[JOB] Gather every line holding the string "index".

[DATA SECTION]
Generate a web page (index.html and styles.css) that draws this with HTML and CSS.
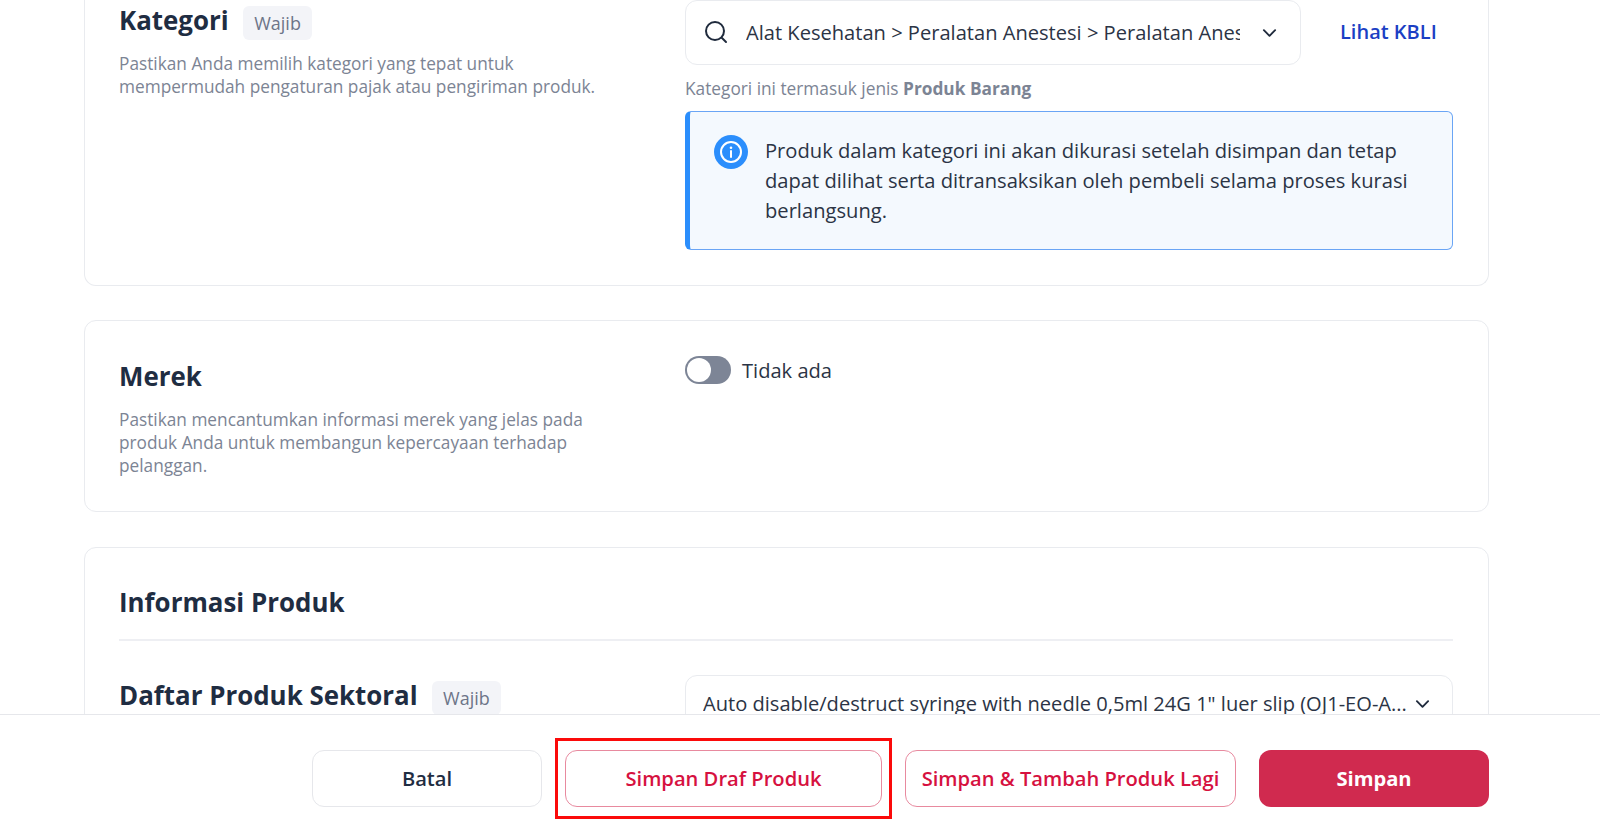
FILE: index.html
```html
<!DOCTYPE html>
<html lang="id">
<head>
<meta charset="utf-8">
<title>Tambah Produk</title>
<link rel="stylesheet" href="styles.css">
</head>
<body>
<main class="page">
  <section class="card card-kategori">
    <div class="side">
      <div class="title-row"><h2 class="title">Kategori</h2><span class="tag">Wajib</span></div>
      <p class="desc">Pastikan Anda memilih kategori yang tepat untuk<br>mempermudah pengaturan pajak atau pengiriman produk.</p>
    </div>
    <div class="field">
      <div class="select-row">
        <div class="select">
          <svg class="icon-search" viewBox="0 0 24 24" fill="none" stroke="#1f2a3c" stroke-width="2" stroke-linecap="round"><circle cx="11" cy="11" r="9"/><path d="M18 18l4 4"/></svg>
          <span class="select-text">Alat Kesehatan &gt; Peralatan Anestesi &gt; Peralatan Anestesi</span>
          <svg class="chev" viewBox="0 0 16 10" fill="none" stroke="#1f2a3c" stroke-width="2" stroke-linecap="round" stroke-linejoin="round"><path d="M2 2l6 6 6-6"/></svg>
        </div>
        <a class="link">Lihat KBLI</a>
      </div>
      <p class="hint">Kategori ini termasuk jenis <b>Produk Barang</b></p>
      <div class="notice">
        <svg class="icon-info" viewBox="0 0 34 34"><circle cx="17" cy="17" r="17" fill="#2b8efc"/><circle cx="17" cy="17" r="10" fill="none" stroke="#fff" stroke-width="2"/><circle cx="17" cy="12.8" r="1.3" fill="#fff"/><path d="M17 16v6" stroke="#fff" stroke-width="2" stroke-linecap="round"/></svg>
        <p class="notice-text">Produk dalam kategori ini akan dikurasi setelah disimpan dan tetap dapat dilihat serta ditransaksikan oleh pembeli selama proses kurasi berlangsung.</p>
      </div>
    </div>
  </section>

  <section class="card card-merek">
    <div class="side">
      <div class="title-row"><h2 class="title">Merek</h2></div>
      <p class="desc">Pastikan mencantumkan informasi merek yang jelas pada<br>produk Anda untuk membangun kepercayaan terhadap<br>pelanggan.</p>
    </div>
    <div class="field">
      <div class="toggle-row"><span class="toggle"></span><span class="toggle-label">Tidak ada</span></div>
    </div>
  </section>

  <section class="card card-info">
    <h2 class="title head">Informasi Produk</h2>
    <div class="sector">
      <div class="side">
        <div class="title-row"><h2 class="title">Daftar Produk Sektoral</h2><span class="tag">Wajib</span></div>
      </div>
      <div class="field">
        <div class="select select-plain">
          <span class="select-text">Auto disable/destruct syringe with needle 0,5ml 24G 1" luer slip (OJ1-EO-A...</span>
          <svg class="chev" viewBox="0 0 16 10" fill="none" stroke="#1f2a3c" stroke-width="2" stroke-linecap="round" stroke-linejoin="round"><path d="M2 2l6 6 6-6"/></svg>
        </div>
      </div>
    </div>
  </section>
</main>

<footer class="footer">
  <button class="btn btn-plain">Batal</button>
  <span class="highlight-wrap">
    <button class="btn btn-outline btn-draft">Simpan Draf Produk</button>
    <span class="highlight"></span>
  </span>
  <button class="btn btn-outline btn-more">Simpan &amp; Tambah Produk Lagi</button>
  <button class="btn btn-primary">Simpan</button>
</footer>
</body>
</html>
```
FILE: styles.css
```css
* { box-sizing: border-box; }
html, body { margin: 0; height: 100%; }
body {
  background: #fff;
  font-family: "Open Sans", "Noto Sans", sans-serif;
  color: #1f2a3c;
  overflow: hidden;
  display: flex;
  flex-direction: column;
  height: 840px;
}
h2, p { margin: 0; }

.page {
  height: 714px;
  overflow: hidden;
  padding: 0 111px 0 84px;
  display: flex;
  flex-direction: column;
  gap: 35px;
  flex: none;
}
.card {
  border: 1px solid #e9ebef;
  border-radius: 12px;
  padding: 0 35px 0 34px;
  display: grid;
  grid-template-columns: 566px 768px;
  flex: none;
}
.card-kategori { margin-top: -20px; height: 306px; padding-top: 20px; border-top: 0; border-radius: 0 0 12px 12px; }
.card-merek { height: 192px; margin-top: -1px; padding-top: 35px; }
.card-info { display: block; height: 300px; padding-top: 36px; }

.title-row { display: flex; align-items: center; gap: 14px; height: 40px; }
.title { font-size: 25.9px; font-weight: 700; color: #1f2d42; line-height: 36px; }
.tag {
  background: #f3f4f8;
  color: #6d7588;
  border-radius: 6px;
  font-size: 18px;
  height: 34px;
  line-height: 34px;
  padding: 0 11.5px;
  font-weight: 400;
  margin-top: 6px;
}
.desc { font-size: 17.25px; line-height: 23px; color: #7c8494; margin-top: 12px; }
.side { min-width: 0; }

.select-row { display: flex; align-items: center; gap: 40px; }
.select {
  display: flex;
  align-items: center;
  width: 616px;
  height: 65px;
  border: 1px solid #e9ebef;
  border-radius: 12px;
  padding: 0 23px 0 18px;
  font-size: 20.1px;
  color: #2b3445;
}
.icon-search { width: 24px; height: 24px; flex: none; margin-right: 18px; margin-top: -2px; }
.select-text { flex: 1; overflow: hidden; white-space: nowrap; min-width: 0; }
.chev { width: 15px; height: 10px; flex: none; margin-left: 22px; }
.link { color: #1b3fc4; font-size: 20px; font-weight: 600; margin: -2px 0 0 -1px; }
.hint { font-size: 17.28px; line-height: 24px; color: #7c8494; margin-top: 12px; }
.hint b { font-weight: 700; }
.notice {
  display: flex;
  gap: 17px;
  margin-top: 10px;
  height: 139px;
  padding: 24px 24px 0 24px;
  background: #f4f9fe;
  border: 1px solid #6aa5f5;
  border-left: 5px solid #2b8efc;
  border-radius: 6px;
}
.icon-info { width: 34px; height: 34px; flex: none; margin-top: -1px; }
.notice-text { font-size: 20.15px; line-height: 30px; color: #2b3445; margin-top: -1px; }

.toggle-row { display: flex; align-items: center; gap: 11px; height: 28px; }
.toggle {
  width: 46px;
  height: 28px;
  border-radius: 14px;
  background: #7d8596;
  position: relative;
}
.toggle::after {
  content: "";
  position: absolute;
  left: 2px;
  top: 2px;
  width: 24px;
  height: 24px;
  border-radius: 50%;
  background: #fff;
}
.toggle-label { font-size: 20.1px; color: #2b3445; }

.head { padding-bottom: 19px; border-bottom: 2px solid #eeeff3; line-height: 36px; }
.sector { display: grid; grid-template-columns: 566px 768px; padding-top: 34px; }
.select-plain { width: 768px; height: 57px; padding: 0 22px 0 17px; }
.select-plain .chev { margin-left: 5px; }

.footer {
  height: 126px;
  flex: none;
  background: #fff;
  border-top: 1px solid #e6e7eb;
  display: flex;
  justify-content: flex-end;
  align-items: flex-start;
  gap: 23px;
  padding: 35px 111px 0 0;
  position: relative;
}
.btn {
  height: 57px;
  border-radius: 12px;
  font-family: inherit;
  font-size: 20.15px;
  font-weight: 600;
  background: #fff;
  padding: 0 0 2px;
}
.btn-plain { width: 230px; border: 1px solid #e6e7eb; color: #1f2d42; }
.btn-outline { border: 1px solid #e88a9f; color: #d6113f; }
.btn-draft { width: 317px; display: block; }
.btn-more { width: 331px; }
.btn-primary { width: 230px; border: 0; background: #d02a4f; color: #fff; font-weight: 700; }
.highlight-wrap { position: relative; display: block; }
.highlight {
  position: absolute;
  left: -10px;
  right: -10px;
  top: -12px;
  bottom: -12px;
  border: 3px solid #fb0a0a;
}
```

[THE OUTPUT]
Generate a web page (index.html and styles.css) that draws this with HTML and CSS.
FILE: index.html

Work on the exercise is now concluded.